Back in April, Horowitz released a stunning investigative report revealing that a senior FBI supervisor sexually harassed eight female subordinates in one of the bureau’s most egregious known cases of sexual misconduct. The supervisor was allowed to retire and was not further punished, despite findings that his colleagues found him to be a “skilled predator” who touched female employees inappropriately and solicited one for sex in a conference room.
The report described one female employee who told investigators she acquiesced to a sexual relationship with the boss for fear her career would be ruined if she didn’t. “He was in a powerful position, and she worried about what he would do if she did not respond to his advances,” the report noted.
The Associated Press late last year reported it had identified at least six cases of sexual assault or harassment by FBI supervisors, including an assistant FBI director who retired after he was accused of drunkenly groping a female subordinate in a stairwell, and a high-ranking FBI agent who was accused of blackmailing a young employee into sexual encounters.
News of misconduct has kept piling up since that report. Last month, an FBI agent in Louisiana was arrested and charged with sexual misconduct against juveniles under the age of 13.
Also last month, a female FBI agent in Las Vegas filed a federal lawsuit alleging her office operated like a boozed up “frat house” where a male superior solicited her for sex while another texted her a photo of a rainbow-colored sex toy.
FBI Supervisory Special Agent Karen Veltri alleged in the suit she was sexually harassed by two supervisors — then retaliated against for reporting the abuse to several oversight bodies.
In March, the FBI agreed to pay a $1.2 million settlement to a current female FBI agent whose lawsuit alleged she was harassed and retaliated against by a squad of male colleagues.

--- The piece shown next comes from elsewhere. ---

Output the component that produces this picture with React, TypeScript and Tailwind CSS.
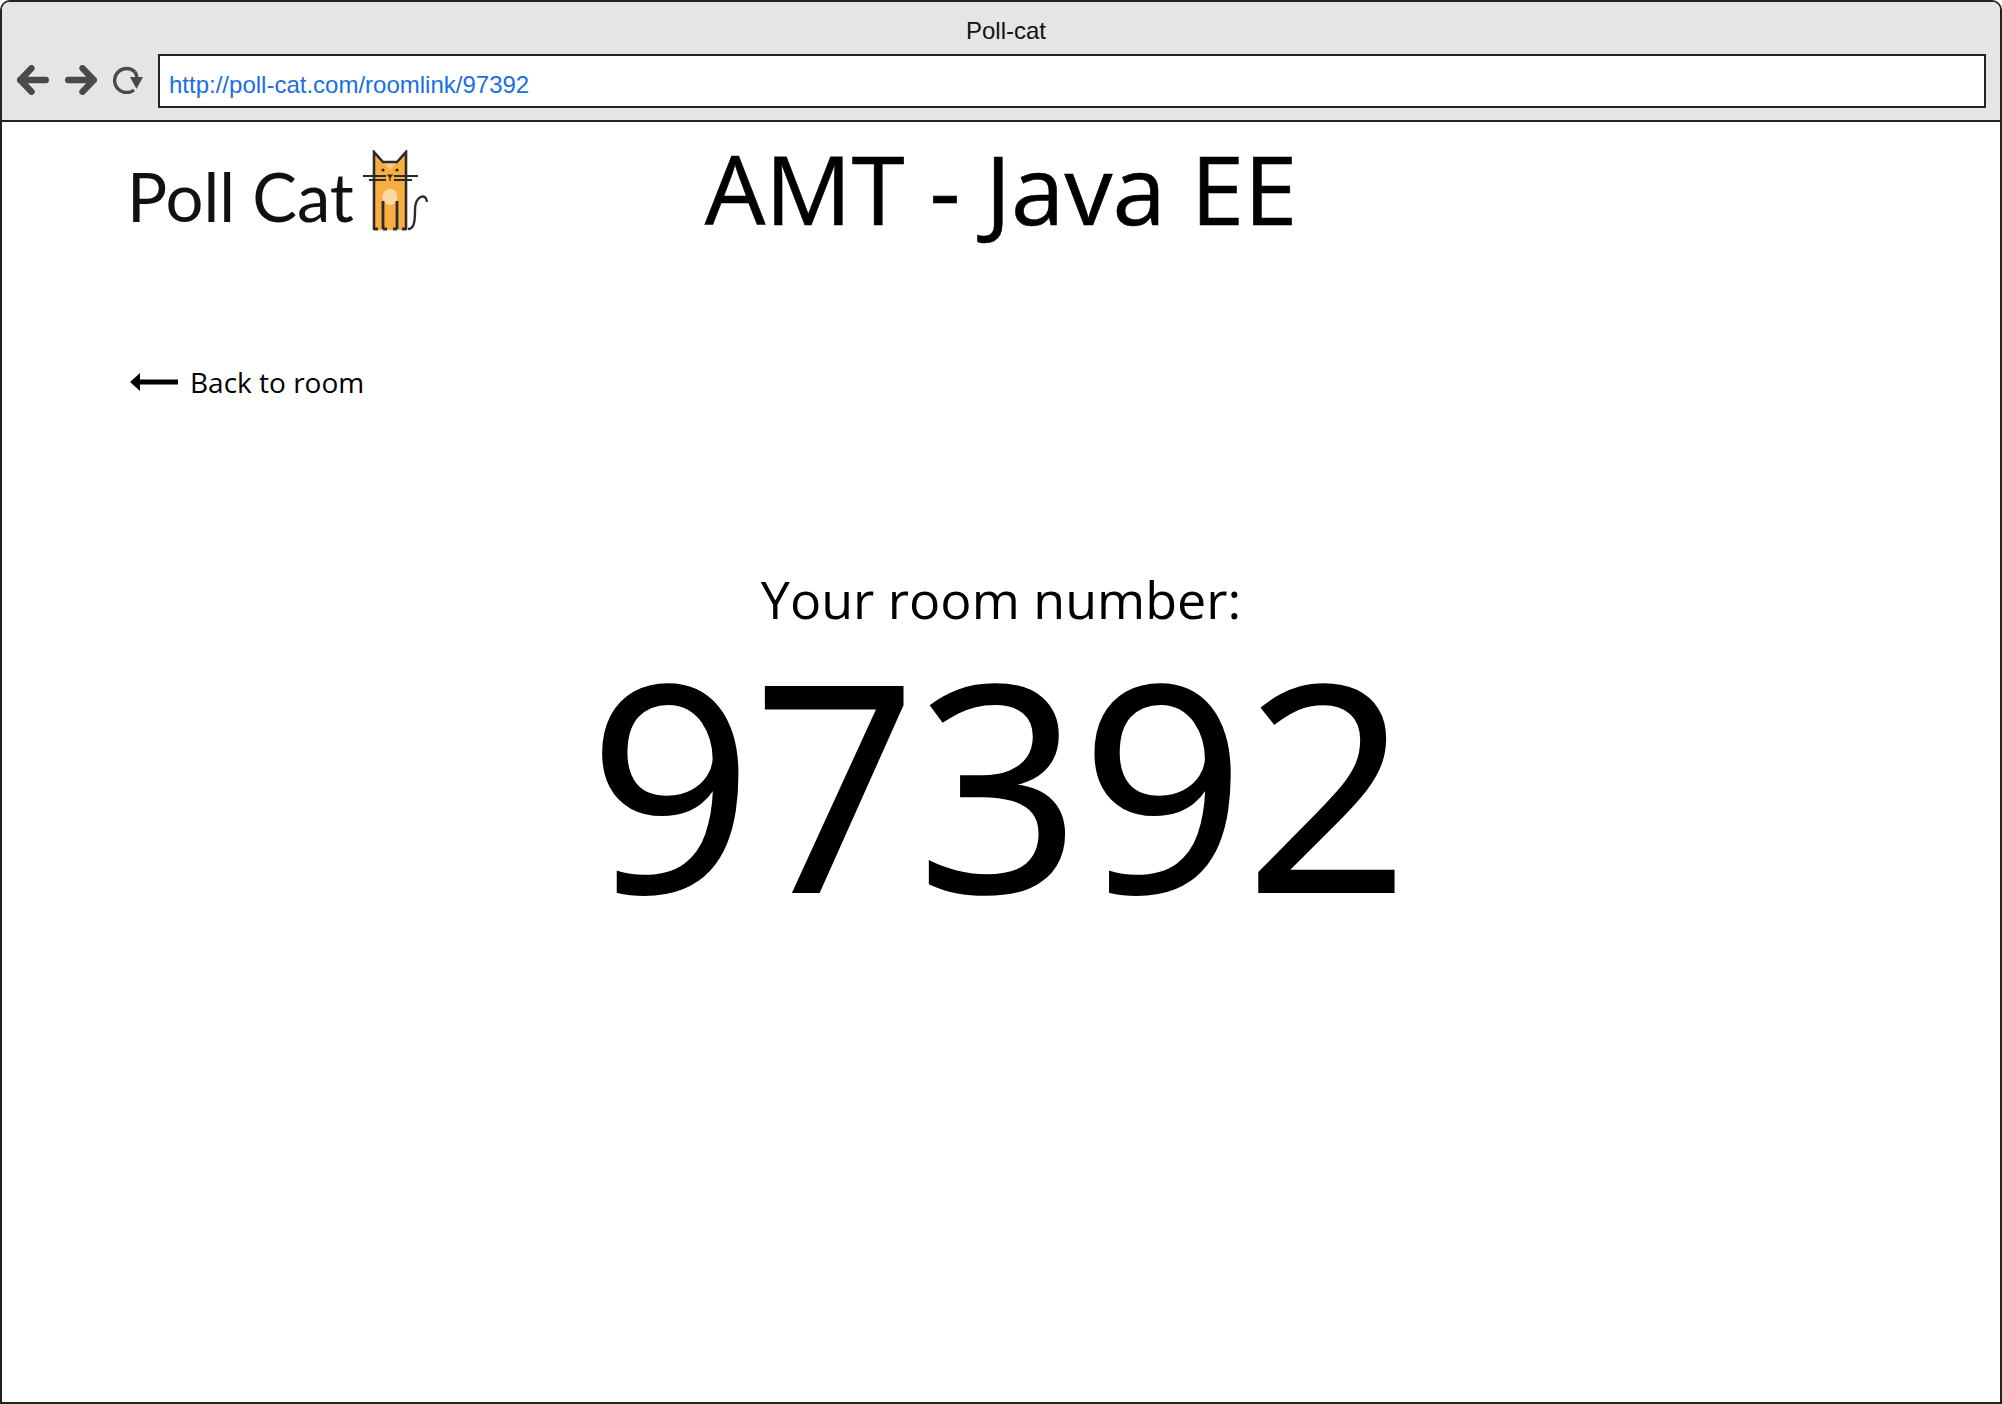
import React from "react";

function CatLogo() {
  return (
    <svg width="68" height="82" viewBox="0 0 68 82" className="block">
      <path d="M12 2 L12 80 L44 80 L44 2 L35 12 L21 12 Z" fill="#f9ae42" />
      <path d="M21 12 L35 12 L28 20 Z" fill="#fbc987" />
      <ellipse cx="28" cy="47" rx="7.5" ry="8" fill="#fcd8a6" />
      <path d="M12 80 L12 2 L21 12 L35 12 L44 2 L44 80" fill="none" stroke="#2b2b2b" strokeWidth="2.6" />
      <path d="M1 26 L24 26 M32 26 L56 26 M7 30 L24 30 M32 30 L50 30" stroke="#2b2b2b" strokeWidth="2.2" fill="none" />
      <circle cx="21" cy="20" r="1.6" fill="#2b2b2b" />
      <circle cx="35" cy="20" r="1.6" fill="#2b2b2b" />
      <path d="M26 25 L30 25 L28 27.5 Z M28 26 L28 31" fill="#2b2b2b" stroke="#2b2b2b" strokeWidth="1.2" />
      <path d="M21 51 L21 79 M35 51 L35 79 M12 79 L16 79 M21 79 L25 79 M31 79 L35 79 M40 79 L44 79" fill="none" stroke="#2b2b2b" strokeWidth="2.8" />
      <path d="M46 79 C52 79 53 72 53 60 C53 46 64 42 65 52" fill="none" stroke="#2b2b2b" strokeWidth="2.4" />
    </svg>
  );
}

function BackIcon() {
  return (
    <svg width="48" height="20" viewBox="0 0 48 20" className="block">
      <path d="M0 10 L10 1 L10 7.5 L48 7.5 L48 12.5 L10 12.5 L10 19 Z" fill="#000" />
    </svg>
  );
}

function Nav({ flip }: { flip?: boolean }) {
  return (
    <svg width="32" height="30" viewBox="0 0 32 30" className={`block ${flip ? "-scale-x-100" : ""}`}>
      <path d="M14.5 3.2 L3.2 15 L14.5 26.8 M3.2 15 L28.8 15" fill="none" stroke="#4a4a4a" strokeWidth="6.4" strokeLinecap="round" strokeLinejoin="round" />
    </svg>
  );
}

function Reload() {
  return (
    <svg width="30" height="28" viewBox="0 0 30 28" className="block">
      <path d="M22 6 A12 12 0 1 0 21 24" fill="none" stroke="#4a4a4a" strokeWidth="3.4" />
      <path d="M22 6 C23 7.5 23.5 9 24 11" fill="none" stroke="#4a4a4a" strokeWidth="3.4" />
      <path d="M17 11 L30 11 L23.5 23 Z" fill="#4a4a4a" />
    </svg>
  );
}

export default function App() {
  return (
    <div className="w-[2002px] h-[1404px] bg-white border-2 border-[#222] rounded-t-[10px] overflow-hidden flex flex-col font-['Open_Sans',sans-serif] text-black">
      <div className="h-[120px] shrink-0 bg-[#e5e5e5] border-b-2 border-[#222] flex flex-col">
        <div className="h-[52px] pt-[13px] pl-[10px] text-center text-[24px] leading-[32px] font-['Liberation_Sans',sans-serif] text-[#111]">
          Poll-cat
        </div>
        <div className="flex items-center pl-[15px] pr-[14px] h-[54px]">
          <div className="flex items-center gap-[16px] w-[141px] -mt-[2px]">
            <Nav />
            <Nav flip />
            <Reload />
          </div>
          <div className="flex-1 h-[54px] bg-white border-2 border-[#222] pl-[9px] flex items-center">
            <span className="font-['Liberation_Sans',sans-serif] text-[24px] text-[#1a6fe0] pt-[8px]">
              http://poll-cat.com/roomlink/97392
            </span>
          </div>
        </div>
      </div>

      <div className="flex-1 flex flex-col">
        <div className="grid grid-cols-[1fr_auto_1fr] items-start h-[190px]">
          <div className="flex items-start pl-[125px] pt-[34px]">
            <span className="font-['Lato',sans-serif] font-normal text-[67px] leading-[80px] text-[#111] w-[235px] whitespace-nowrap">
              Poll Cat
            </span>
            <div className="-mt-[6px]">
              <CatLogo />
            </div>
          </div>
          <h1 className="text-[96px] leading-[110px] pt-[11px] font-normal whitespace-nowrap [-webkit-text-stroke:0.6px_#000]">AMT - Java EE</h1>
          <div />
        </div>

        <div className="flex items-center gap-[12px] pl-[128px] mt-[50px] h-[40px]">
          <BackIcon />
          <span className="text-[28px] leading-[42px]">Back to room</span>
        </div>

        <div className="flex flex-col items-center mt-[160px]">
          <div className="text-[52px] leading-[74px]">Your room number:</div>
          <div className="text-[287px] leading-[340px] -mt-[25px] -ml-[4px] [-webkit-text-stroke:2px_#000]">97392</div>
        </div>
      </div>
    </div>
  );
}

And in January, Horowitz disclosed federal prosecutors declined charges against an FBI assistant special agent in charge after a probe confirmed he had engaged in “unwanted physical sexual contact with another FBI employee at an after-hours FBI social function” and previously made unwanted physical sexual contact with two other FBI employees.
While the bureau’s own boorish behavior has come to light, its failure to fully investigate sexual misconduct in a high-profile case also was laid bare in recent weeks.
Horowitz released a report July 14 that concluded the FBI made “fundamental” errors investigating sexual abuse allegations against former USA Gymnastics national team doctor Larry Nassar and did not treat the case with the “utmost seriousness.”
As a result of slow and sloppy investigation, as many as 40 women and girls were molested between the time the bureau learned of the Nasser allegations and finally took action, the report said.
The FBI has acknowledged its failures in the case were “inexcusable and a discredit” to America’s premier law enforcement agency.
The problems, retired FBI agent Jane Turner recently wrote, date back decades. Turner blew the whistle on earlier FBI failures to investigate sex abuse on Indian reservations two decades earlier
“During this time, I discovered serious FBI misconduct in its handling of child abuse cases and was retaliated against for sharing my findings with the FBI headquarters,” she wrote in an email on behalf of the National Whistleblower Center. “The issues I see with the FBI today are the same I fought back against then.”